The union and Detroit's Big Three auto makers agreed last year to shift the companies' retiree obligations to the union in the form of company-funded trusts knows at Voluntary Employee Beneficiary Associations, or VEBAs. The VEBAs are slated to take effect in 2010.

GM, burning through an estimated $1 billion a month, has taken a number of dramatic steps in recent months to ensure it has sufficient liquidity to weather the economic downturn and credit crunch. Fears are mounting that the auto maker lacks sufficient cash to survive until 2010, when a number of cost-saving measures will take effect.

Delaying VEBA payments has arisen as a potential option, especially after the UAW agreed to allow GM to push back payments due in 2008 and 2009.

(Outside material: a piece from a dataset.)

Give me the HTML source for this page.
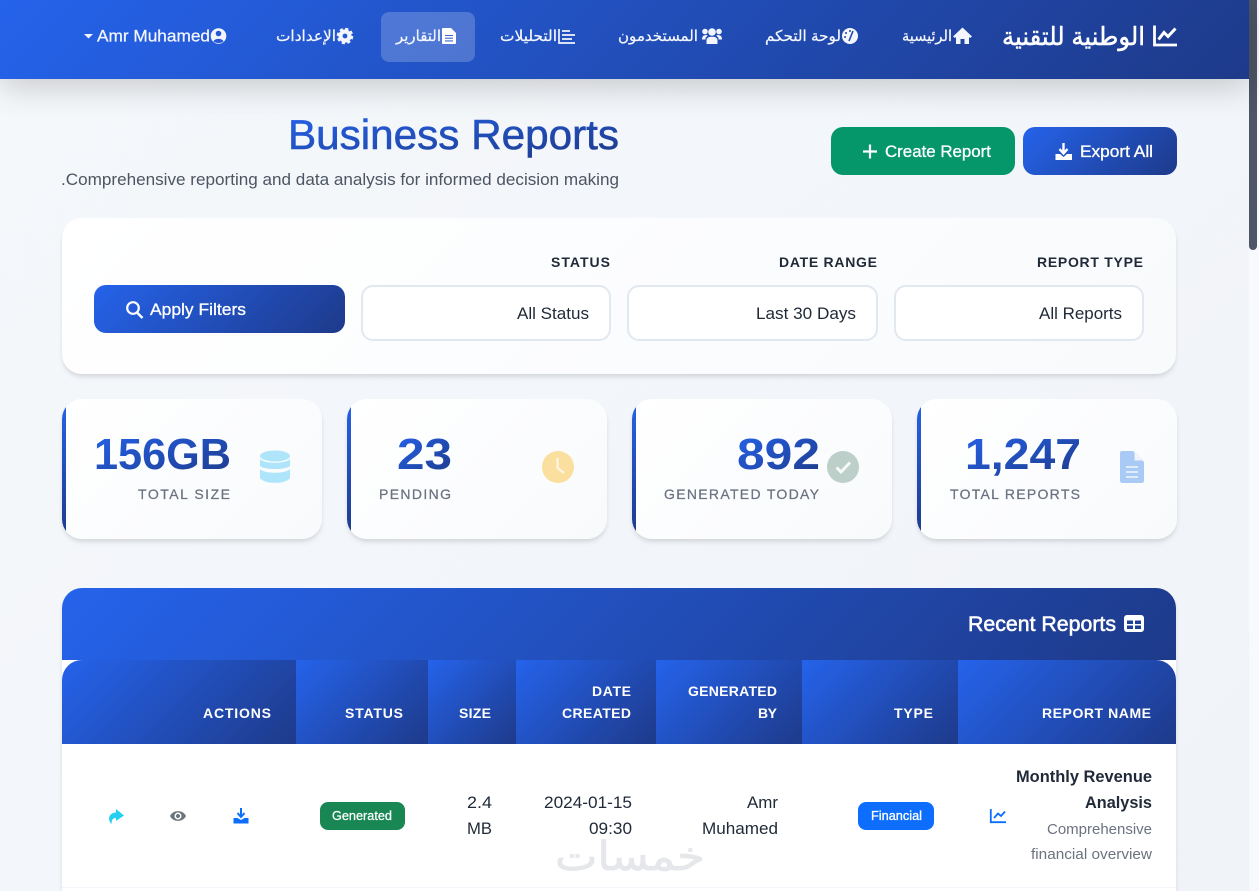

The bulk of VEBA payments begin in 2010.

"We will have to evaluate the situation," Rapson told reporters. "We've got to fund that VEBA and we've got to be able to give our retirees the same service they're getting now."

GM, meantime, is looking to accelerate cost-cutting measures put in place as part of a $15 billion liquidity-boosting plan launched this summer, GM Chief Executive Rick Wagoner reiterated at the same event. The plan calls for saving $10 billion through cuts and raising another $5 billion through asset sales and fundraising moves on capital markets.

Wagoner said the credit crunch and meltdown on Wall Street continue to constrict the company's ability to make deals to either borrow cash or sell assets.

"Our approach is to take as much of this into our own hands as possible," he said.

Wagoner said GM's recent decision to tap the remaining $3.5 billion of its $4.5 billion secured revolving credit facility, a move that raised fears GM was running out of cash faster than expected, was a "defensive measure."

"It made sense to make sure we had the money if we needed it, and the only way to do it is to tap the lines," he said Thursday.

Wagoner also said auto sales remained weak in September, which he described as "not worse, but no better" than August, when GM's sales fell 20%.

U.S. auto sales in recent months have been hit hard by high fuel prices and waning consumer confidence.